Have been reading “Who is Michael Ovitz” over last few weeks. He was the founder of CAA and one of the most influential & powerful people in Hollywood for many decades, shaping & reviving umpteen celebrity careers.
The most eye-opening thing for me in the book has been how the careers of almost all Hollywood legends, from Dustin Hoffman & Paul Newman to Bill Murray & Martin Scorsese, have been riddled with the following:
- Extreme highs & lows
- Frequently getting typecast in a tough-to-break image
- Being considered only as good as your last movie box office performance
- Making critical choices just based on “who” they wanted to support/work with
- Finally, being written-off many times
Remember seeing lot of these elements also play out in Andre Agassi’s outstanding autobiography “Open”, which btw is a must-read.
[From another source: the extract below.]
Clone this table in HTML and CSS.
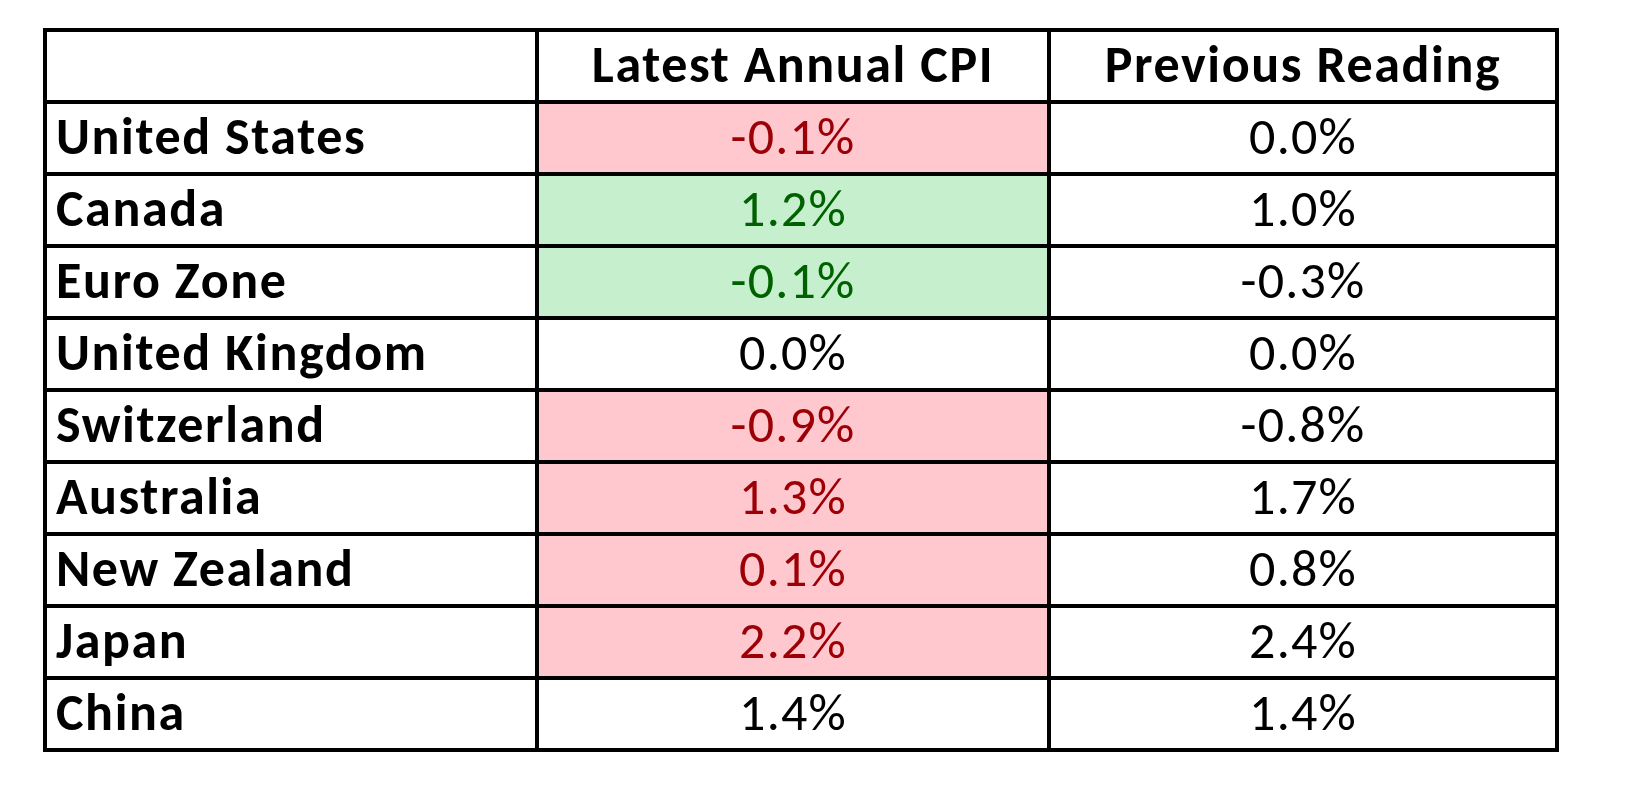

Just goes to show the frequent mistake we all make in seeing lives of legends in a “post-facto” way, rather than understanding what went on behind the scenes. These post-facto perceptions get even more played up by the media, which loves binary narratives to generate eyeballs (someone is either a straight-line genius, or a complete loser who lacks any ability whatsoever).
Personally, I now consciously strive to peel the onion on such narratives (had written a post earlier on how Silicon Valley narratives fool us). Helps me maintain my sanity, as I build Workomo and Operators Studio :).